Did you read Enid Blyton’s books when you were a kid? I did and while the Famous Five were great it was the magic of The Faraway Tree that captured my imagination as a boy. But this market feels to me like we are all upside down in Topsy Turvy land and Moonface is a hedge fund manager.

I genuinely find this to be the strangest market I think I have been close to in a very long time. Back during the Nasdaq boom prior to the bust I was concentrating on fixed income and fx markets so it was easy to just say that the prices look stupid and to recall the Posseiden experience in Australia and move on.

At the time I remember thinking and saying that it was clear that the internet and associated industries were going to revolutionise our lives but it was clear how they were going to make money.

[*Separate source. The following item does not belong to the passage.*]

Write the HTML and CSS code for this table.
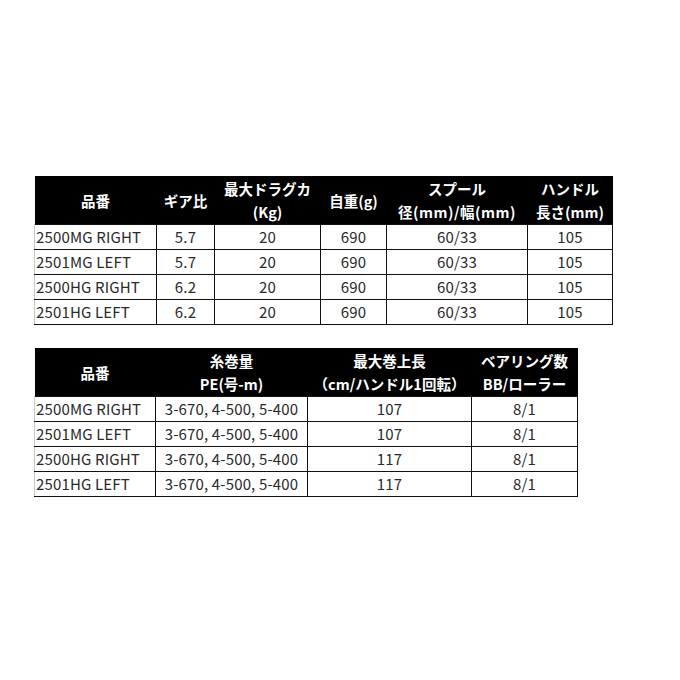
FILE: index.html
```html
<!DOCTYPE html>
<html lang="ja">
<head>
<meta charset="utf-8">
<link rel="stylesheet" href="styles.css">
</head>
<body>
<div class="page">
  <table class="spec spec-a">
    <colgroup>
      <col class="a1"><col class="a2"><col class="a3"><col class="a4"><col class="a5"><col class="a6">
    </colgroup>
    <thead>
      <tr>
        <th>品番</th>
        <th>ギア比</th>
        <th>最大ドラグカ<br>(Kg)</th>
        <th>自重(g)</th>
        <th>スプール<br><span class="wide">径(mm)/幅(mm)</span></th>
        <th>ハンドル<br>長さ(mm)</th>
      </tr>
    </thead>
    <tbody>
      <tr><td class="name">2500MG RIGHT</td><td>5.7</td><td>20</td><td>690</td><td>60/33</td><td>105</td></tr>
      <tr><td class="name">2501MG LEFT</td><td>5.7</td><td>20</td><td>690</td><td>60/33</td><td>105</td></tr>
      <tr><td class="name">2500HG RIGHT</td><td>6.2</td><td>20</td><td>690</td><td>60/33</td><td>105</td></tr>
      <tr><td class="name">2501HG LEFT</td><td>6.2</td><td>20</td><td>690</td><td>60/33</td><td>105</td></tr>
    </tbody>
  </table>

  <table class="spec spec-b">
    <colgroup>
      <col class="b1"><col class="b2"><col class="b3"><col class="b4">
    </colgroup>
    <thead>
      <tr>
        <th>品番</th>
        <th>糸巻量<br>PE(号-m)</th>
        <th>最大巻上長<br>（cm/ハンドル1回転）</th>
        <th>ベアリング数<br>BB/ローラー</th>
      </tr>
    </thead>
    <tbody>
      <tr><td class="name">2500MG RIGHT</td><td>3-670, 4-500, 5-400</td><td>107</td><td>8/1</td></tr>
      <tr><td class="name">2501MG LEFT</td><td>3-670, 4-500, 5-400</td><td>107</td><td>8/1</td></tr>
      <tr><td class="name">2500HG RIGHT</td><td>3-670, 4-500, 5-400</td><td>117</td><td>8/1</td></tr>
      <tr><td class="name">2501HG LEFT</td><td>3-670, 4-500, 5-400</td><td>117</td><td>8/1</td></tr>
    </tbody>
  </table>
</div>
</body>
</html>
```

FILE: styles.css
```css
html, body {
  margin: 0;
  padding: 0;
  background: #ffffff;
}

.page {
  padding: 176px 0 0 34px;
  display: flex;
  flex-direction: column;
  align-items: flex-start;
  gap: 23px;
  font-family: "Noto Sans CJK JP", "Noto Sans", sans-serif;
}

.spec {
  border-collapse: collapse;
  table-layout: fixed;
  color: #2a2a2a;
}

.spec-a { width: 578px; }
.spec-b { width: 543px; }

.a1 { width: 122px; }
.a2 { width: 58px; }
.a3 { width: 106px; }
.a4 { width: 66px; }
.a5 { width: 141px; }
.a6 { width: 85px; }

.b1 { width: 121px; }
.b2 { width: 152px; }
.b3 { width: 164px; }
.b4 { width: 106px; }

.spec th {
  background: #000000;
  color: #ffffff;
  font-weight: 700;
  font-size: 14.5px;
  line-height: 23px;
  height: 48px;
  padding: 0;
  text-align: center;
  vertical-align: middle;
  white-space: nowrap;
  border: none;
}

.spec th .wide {
  letter-spacing: 0.5px;
}

.spec td {
  border: 1px solid #111111;
  font-size: 15px;
  line-height: 24px;
  height: 24px;
  padding: 0;
  text-align: center;
  white-space: nowrap;
  font-weight: 400;
  letter-spacing: 0.15px;
}

.spec td.name {
  text-align: left;
  padding-left: 1px;
  border-left: 1px solid #c8c8c8;
}
```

So the crash when it came was no surprise to those of us who didn’t get caught up in it.

This market however is very different.

Companies are making money even if they are missing revenues targets and only achieving earnings via tight expenditure control – it’s still profits. So as much as I reckon margin debt, leverage and the Fed’s balance sheet are a big part of this rallying market the fact is that the rally is not as tenuous as the Nasdaq bubble – not even close.

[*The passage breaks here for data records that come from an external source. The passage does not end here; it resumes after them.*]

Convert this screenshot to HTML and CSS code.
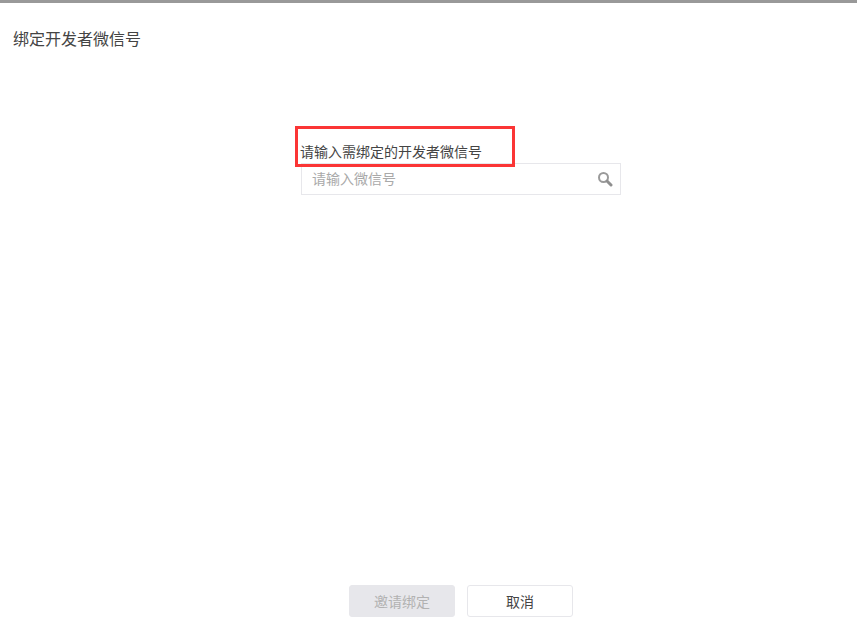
FILE: index.html
```html
<!DOCTYPE html>
<html lang="zh-CN">
<head>
<meta charset="utf-8">
<title>绑定开发者微信号</title>
<link rel="stylesheet" href="styles.css">
</head>
<body>
<div class="page">
  <h1 class="title">绑定开发者微信号</h1>
  <main class="content">
    <div class="form">
      <label class="label" for="wx">请输入需绑定的开发者微信号</label>
      <div class="search">
        <input class="input" id="wx" type="text" placeholder="请输入微信号">
        <svg class="icon" width="16" height="16" viewBox="0 0 16 16" aria-hidden="true">
          <circle cx="6.5" cy="6.5" r="4.5" fill="none" stroke="#9a9a9a" stroke-width="2"/>
          <path d="M10 10l4 4" stroke="#8f8f8f" stroke-width="3" stroke-linecap="round"/>
        </svg>
      </div>
      <div class="highlight"></div>
    </div>
  </main>
  <footer class="actions">
    <button class="btn btn-disabled" type="button" disabled>邀请绑定</button>
    <button class="btn" type="button">取消</button>
  </footer>
</div>
</body>
</html>
```

FILE: styles.css
```css
* { box-sizing: border-box; }
html, body { margin: 0; padding: 0; height: 100%; background: #fff; }
body { overflow: hidden; font-family: "Noto Sans CJK SC", "Liberation Sans", sans-serif; color: #444; }
.page {
  height: 633px;
  border-top: 3px solid #999;
  display: flex;
  flex-direction: column;
}
.title {
  margin: 0;
  padding: 23px 13px 2px;
  font-size: 16px;
  font-weight: 400;
  line-height: 24px;
}
.content { flex: 1; padding: 0 0 0 301px; }
.form { position: relative; width: 320px; padding-top: 87px; }
.label { display: block; margin-left: -1px; font-size: 14px; line-height: 24px; height: 24px; }
.search { position: relative; height: 32px; }
.input {
  display: block;
  width: 100%;
  height: 32px;
  border: 1px solid #e7e7eb;
  padding: 0 40px 2px 10px;
  font: inherit;
  font-size: 14px;
  color: #444;
  outline: none;
  background: #fff;
}
.input::placeholder { color: #a9a9a9; opacity: 1; }
.icon { position: absolute; right: 8px; top: 8px; }
.highlight {
  position: absolute;
  left: -6px;
  top: 74px;
  width: 220px;
  height: 41px;
  border: 3px solid #fb3535;
  pointer-events: none;
}
.actions {
  display: flex;
  justify-content: center;
  gap: 12px;
  padding: 0 0 16px 64px;
}
.btn {
  width: 106px;
  height: 32px;
  border: 1px solid #e7e7eb;
  border-radius: 3px;
  background: #fff;
  color: #444;
  font: inherit;
  font-size: 14px;
  padding: 0 0 0 1px;
}
.btn-disabled { background: #e7e7eb; color: #b2b2b2; }
```
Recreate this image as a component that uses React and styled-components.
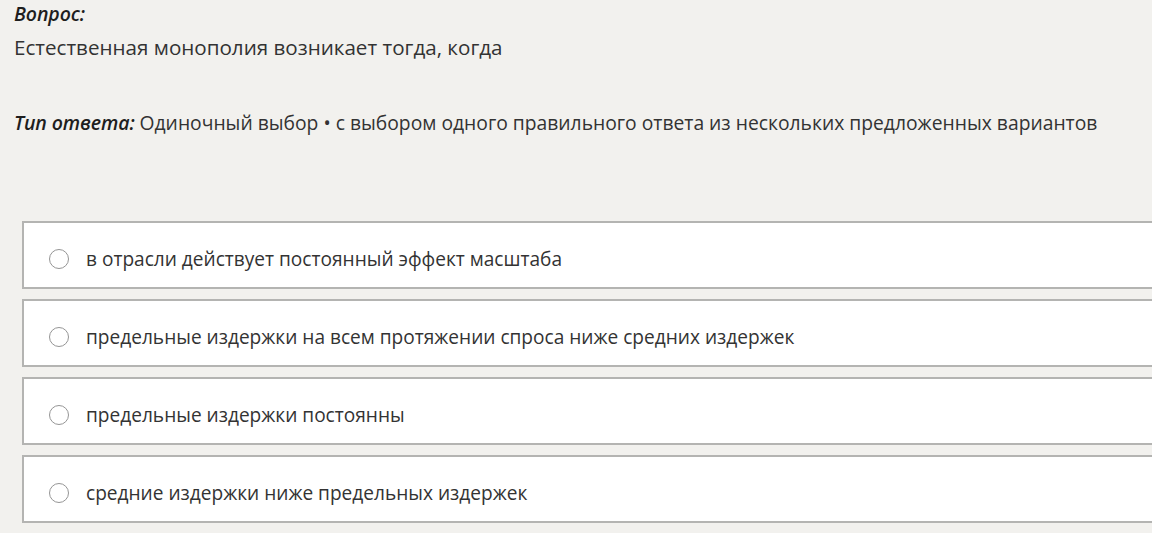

But it doesn’t change my level of disquiet over this stock market move or the risk on that we saw last night and because of this I am cutting my equity position to zero this week. I know that I might miss a big rally and I know that this move can continue while soever the free money culture of the Fed and other central banks continues.

But I don’t understand this market why it can ignore the Russian Bear who is pushing and pushing to expand his sphere of influence, I don’t understand why 100 years after Europe slid into the First World War, a War that could and should have been avoided noone sees any parallels and I don’t know why Obama is playing so softly on this when the Crimean referendum could be just the thin end of the wedge.

When I don’t understand I don’t play – particulalry when all my technicals scream caution.

Anyway back to the markets overnight and the Aussie dollar is higher at 0.9084 on both the risk-on meme and Westpac chief economist Bill Evans’ change of interest rate call  from another rate cut later this year to a period of stability before rate rises in the second half of 2015. The Aussie sits at 0.9085 this morning.

Elsewhere on  currency markets, the euro rallied again up above 1.39, even though inflation has dropped to 0.7% in the EU against expectations of 0.8%. Of course, traders in usual circumstances might be worried about deflation in the EU. But for the moment it is weakness in the US dollar that is driving markets.

GBP sits at 1.6635, USDJPY rallied to 101.73 while the Aussie, as noted above, is higher this morning also. On the crosses, AUDJPY rallied sharply to be at 92.42, AUDEUR is up to 0.6527 while the Aussie also rose against the Kiwi to 1.0606.

On Commodities, it was an ugly day for Gold as fear washed away. After making an early high around $1390 oz, Gold is sitting at $1366 this morning.

This chart speaks for itself – gold is in an uptrend, roughly ran into trend resistance yesterday and has pulled back. Support $1345/50.

Nymex crude is off 0.86% to $98.04 and Copper has slipped back a cent to under $3 again at $2.99 lb. On the Ags the volatility continues with Corn down 1.7%, Wheat off 1.86% and Soybeans up 0.23%.

On the data front, the RBA minutes will be pored over this morning for clues on the dollar and interest rates. European trade and the ZEW business surveys for Germany and the EU will also be important. In the US, the CPI data is very important also for the Fed and policy, with this week’s meeting of the FOMC and a very low number might, at the margin, impact the size of the taper. Also of interest to traders, after the mysterious $100 million change in Fed custody holding last week.